■ **STATED EXERCISE**: Every line that holds "this" should be shown.

■ **DATASET EXTRACT**:
======

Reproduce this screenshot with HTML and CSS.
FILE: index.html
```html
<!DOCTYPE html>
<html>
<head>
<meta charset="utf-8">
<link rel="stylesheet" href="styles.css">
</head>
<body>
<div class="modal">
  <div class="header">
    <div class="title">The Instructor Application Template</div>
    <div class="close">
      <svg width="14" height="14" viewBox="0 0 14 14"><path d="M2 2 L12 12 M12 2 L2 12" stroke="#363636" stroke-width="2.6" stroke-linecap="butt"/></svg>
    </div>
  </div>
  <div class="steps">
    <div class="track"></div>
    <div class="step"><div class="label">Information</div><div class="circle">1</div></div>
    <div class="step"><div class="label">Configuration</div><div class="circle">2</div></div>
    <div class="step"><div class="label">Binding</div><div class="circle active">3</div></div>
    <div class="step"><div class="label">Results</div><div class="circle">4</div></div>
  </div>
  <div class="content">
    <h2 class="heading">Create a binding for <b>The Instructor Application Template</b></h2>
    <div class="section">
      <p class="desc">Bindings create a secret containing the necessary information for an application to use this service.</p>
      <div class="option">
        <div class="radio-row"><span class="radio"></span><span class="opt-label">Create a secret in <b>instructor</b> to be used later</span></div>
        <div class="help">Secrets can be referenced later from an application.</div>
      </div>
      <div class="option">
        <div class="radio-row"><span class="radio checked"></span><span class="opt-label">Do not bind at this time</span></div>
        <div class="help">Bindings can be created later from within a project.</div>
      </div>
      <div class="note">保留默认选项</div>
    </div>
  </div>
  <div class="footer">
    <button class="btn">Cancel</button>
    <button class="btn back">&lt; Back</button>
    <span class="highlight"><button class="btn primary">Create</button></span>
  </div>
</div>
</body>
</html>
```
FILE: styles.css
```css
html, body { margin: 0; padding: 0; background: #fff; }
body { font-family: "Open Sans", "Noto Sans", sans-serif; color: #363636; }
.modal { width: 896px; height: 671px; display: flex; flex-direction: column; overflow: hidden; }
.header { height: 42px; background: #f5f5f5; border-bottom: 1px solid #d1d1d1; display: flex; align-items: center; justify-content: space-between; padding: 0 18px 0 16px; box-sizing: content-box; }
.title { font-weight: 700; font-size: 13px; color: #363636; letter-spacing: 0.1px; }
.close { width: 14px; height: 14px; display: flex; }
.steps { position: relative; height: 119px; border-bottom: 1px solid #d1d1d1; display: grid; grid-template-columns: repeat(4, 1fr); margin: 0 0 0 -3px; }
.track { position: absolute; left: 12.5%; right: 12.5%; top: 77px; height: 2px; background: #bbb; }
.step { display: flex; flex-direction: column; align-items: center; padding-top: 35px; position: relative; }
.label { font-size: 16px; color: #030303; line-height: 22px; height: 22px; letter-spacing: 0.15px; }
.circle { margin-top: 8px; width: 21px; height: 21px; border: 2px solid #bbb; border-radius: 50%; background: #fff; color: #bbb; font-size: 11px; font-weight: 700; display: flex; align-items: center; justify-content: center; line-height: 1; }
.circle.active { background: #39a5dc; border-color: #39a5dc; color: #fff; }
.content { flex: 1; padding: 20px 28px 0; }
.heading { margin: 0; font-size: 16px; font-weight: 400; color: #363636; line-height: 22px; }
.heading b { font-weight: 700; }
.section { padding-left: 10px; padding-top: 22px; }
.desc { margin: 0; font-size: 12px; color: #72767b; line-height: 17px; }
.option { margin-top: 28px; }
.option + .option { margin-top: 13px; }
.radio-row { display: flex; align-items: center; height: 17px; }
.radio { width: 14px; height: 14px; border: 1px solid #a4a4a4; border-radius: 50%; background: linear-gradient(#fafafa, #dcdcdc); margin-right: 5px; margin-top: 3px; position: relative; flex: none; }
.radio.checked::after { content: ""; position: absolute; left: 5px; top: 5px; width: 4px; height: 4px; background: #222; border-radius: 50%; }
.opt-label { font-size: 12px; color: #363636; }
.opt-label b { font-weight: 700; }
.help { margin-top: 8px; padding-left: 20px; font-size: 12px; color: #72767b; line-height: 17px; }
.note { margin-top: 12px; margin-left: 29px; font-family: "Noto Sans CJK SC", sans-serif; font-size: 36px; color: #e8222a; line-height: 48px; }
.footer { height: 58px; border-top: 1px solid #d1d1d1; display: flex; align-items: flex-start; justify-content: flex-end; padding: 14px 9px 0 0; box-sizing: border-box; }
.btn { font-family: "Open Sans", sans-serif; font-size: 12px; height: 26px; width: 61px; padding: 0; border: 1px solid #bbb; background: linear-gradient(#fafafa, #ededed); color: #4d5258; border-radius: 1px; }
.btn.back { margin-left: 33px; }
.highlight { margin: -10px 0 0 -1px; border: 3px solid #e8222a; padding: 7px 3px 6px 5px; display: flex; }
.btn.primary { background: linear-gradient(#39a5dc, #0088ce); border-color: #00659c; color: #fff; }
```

======

■ **EXERCISE ANSWER**:
Reproduce this screenshot with HTML and CSS.
      <p class="desc">Bindings create a secret containing the necessary information for an application to use this service.</p>
        <div class="radio-row"><span class="radio checked"></span><span class="opt-label">Do not bind at this time</span></div>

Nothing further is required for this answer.